The term “average” can often mislead us and hide valuable and reliable information form our data. It is hard to decide which number we need to use. In everyday statistics and news or even in scientific research, the result is often presented as the mean value. The median, however, gives you much better and more reliable information about your database, so we recommend using the median instead of the mean.
The Difference Between Mean and Median
The mean is the average you are used to: add up all the numbers and then divide by the number of numbers. The median is the middle value in a list of numbers. To find the median, you need to list the numbers in numerical order, so you may have to rewrite your list first. Source of definitions
To see the difference, here is an example made from our own dataset, to illustrate the mean and median.

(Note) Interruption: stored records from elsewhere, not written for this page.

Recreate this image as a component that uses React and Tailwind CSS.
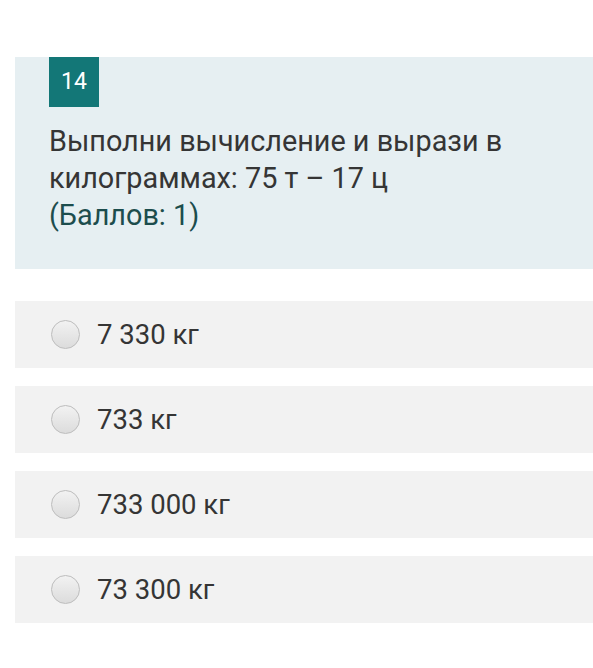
export default function App() {
  const options = ["7 330 кг", "733 кг", "733 000 кг", "73 300 кг"];
  return (
    <div className="w-[593px] h-[668px] bg-white overflow-hidden" style={{ fontFamily: "Roboto, 'Noto Sans', sans-serif" }}>
      <div className="pt-[57px] pl-[15px]">
        <div className="bg-[#e6eff2] h-[212px] pl-[34px]">
          <div className="w-[50px] h-[50px] bg-[#137777] text-white text-[23px] flex items-center justify-center">14</div>
          <div className="mt-[16px] text-[28.8px] leading-[37px] text-[#353535]">
            Выполни вычисление и вырази в
            <br />
            килограммах: 75 т – 17 ц
            <br />
            <span className="text-[#1c4d4d]">(Баллов: 1)</span>
          </div>
        </div>
        <div className="mt-[32px] flex flex-col gap-[18px]">
          {options.map((o) => (
            <div key={o} className="h-[67px] bg-[#f2f2f2] flex items-center pl-[36px]">
              <div className="w-[29px] h-[29px] rounded-full border border-[#bdbdbd] bg-gradient-to-b from-[#f2f2f2] to-[#dcdcdc]" />
              <span className="ml-[17px] text-[27.5px] text-[#353535]">{o}</span>
            </div>
          ))}
        </div>
      </div>
    </div>
  );
}
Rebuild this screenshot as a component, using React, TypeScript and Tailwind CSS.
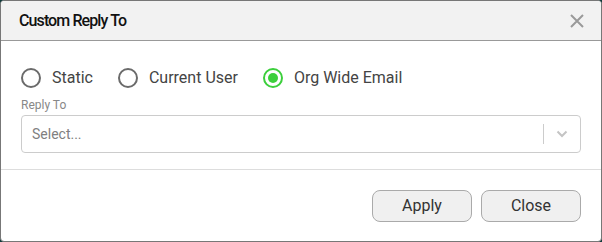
import React from "react";

function Radio({ checked, label }: { checked?: boolean; label: string }) {
  return (
    <label className="flex items-center gap-[11px]">
      {checked ? (
        <span className="flex h-[20px] w-[20px] items-center justify-center rounded-full border-2 border-[#3ccf3c]">
          <span className="h-[10px] w-[10px] rounded-full bg-[#3ccf3c]" />
        </span>
      ) : (
        <span className="h-[20px] w-[20px] rounded-full border-2 border-[#6b6b6b]" />
      )}
      <span className="text-[16px] text-[#444]">{label}</span>
    </label>
  );
}

export default function App() {
  return (
    <div className="h-[242px] w-[602px] bg-[#0f3b3b]" style={{ fontFamily: "Roboto, 'Liberation Sans', sans-serif" }}>
      <div className="flex h-[242px] w-[602px] flex-col overflow-hidden rounded-[4px] border border-[#777] bg-white">
        <div className="flex h-[40px] items-center justify-between border-b border-[#999] bg-[#f2f2f2] pl-[18px] pr-[16px]">
          <span className="text-[16px] font-medium tracking-[-0.9px] text-[#111]">Custom Reply To</span>
          <svg width="16" height="16" viewBox="0 0 16 16" className="mt-[1px]">
            <path d="M2 2 L14 14 M14 2 L2 14" stroke="#9a9a9a" strokeWidth="2" />
          </svg>
        </div>
        <div className="flex flex-col px-[20px] pt-[25px]">
          <div className="flex items-center">
            <Radio label="Static" />
            <div className="w-[25px]" />
            <Radio label="Current User" />
            <div className="w-[25px]" />
            <Radio checked label="Org Wide Email" />
          </div>
          <div className="mt-[8px] text-[12px] leading-[14px] text-[#888]">Reply To</div>
          <div className="mt-[3px] flex h-[38px] items-center rounded-[4px] border border-[#ccc] pl-[10px]">
            <span className="flex-1 text-[14px] text-[#808080]">Select...</span>
            <span className="h-[20px] w-px bg-[#ccc]" />
            <span className="flex w-[36px] items-center justify-center">
              <svg width="12" height="8" viewBox="0 0 12 8">
                <path d="M1.5 1.5 L6 6 L10.5 1.5" stroke="#c4c4c4" strokeWidth="2" fill="none" />
              </svg>
            </span>
          </div>
        </div>
        <div className="mt-[16px] border-t border-[#ddd]" />
        <div className="flex justify-end gap-[9px] pr-[20px] pt-[20px]">
          <button className="h-[32px] w-[100px] rounded-[8px] border border-[#aaa] bg-[#f0f0f0] text-[16px] text-[#333]">Apply</button>
          <button className="h-[32px] w-[100px] rounded-[8px] border border-[#aaa] bg-[#f0f0f0] text-[16px] text-[#333]">Close</button>
        </div>
      </div>
    </div>
  );
}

Click on the picture to enlarge.
On the first chart, you can that see the income of companies in the middle range (25.56 to 1213). It is necessary to see this range because, in our dataset, some outlier values distort our results and visualization, but to see the main difference between median and mean, this chart is perfect. The green line shows the median ($157K) and the red line shows the mean ($603K). So in our case, we wanted to find our customers’ average income, and here is where the problem lies. The mean and the median show us very different information. So which do we trust? We recommend you to choose the median instead of the mean. Below you can read the reasons.
The Outlier Problem
On the second chart, you can see the same dataset but visualized in full range (7.3 to 27302.93). That is a big range. It shows the income inequality too, but that is another topic.
Click on the picture to enlarge
It is also easy to see the difference between the median and the mean, but now we can clearly see how far the outlier value is.
The Changing Mean
We can ask the question, What if we do not involve the outlier? Let’s see what happens when we exclude more and more outlier values.
Click on the picture to enlarge
The value of the mean will change (decrease), but the median will not until a bigger change occurs. Therefore, the median is a more reliable and more stable number than the mean. The outlier value will not throw off the result.
Standard deviation is often used to support the understanding of the average. It helps to describe our results by not using one number only, but it is not understandable to everybody. Instead, it is better to use the midrange. For this, we can use the IQR (interquartile range), which can show us the range of the middle 50% of the values. However, what about the other 50%? It is better if we check the 10-90 percentile range- the middle 80% of the values. With this number, we can describe the bottom and the top 10% of our data.
It has been proven that people can understand shapes and visualized data better than just plain numbers. Therefore, we recommend using histograms. Below you can see one more reason to use it.
You may have a big amount of minimum and maximum values but just a few from the middle. In our case, the mean and the median will be the same number (5), and without a histogram, you will not be able to see the real meaning of your data.
- Using the mean value can often mislead you and hide the truth
- Outliers can destroy the results, and the mean value will show a false picture of your data
- Visualize your data (graphs, charts, histogram, etc)
- Always know the background
Interesting Fact: The Friendship paradox states that on average, your friends have more friends than you, on average your friends sleep, drink and work more than you, and so on. The mean does not show the truth.
So use median and be a real data scientist!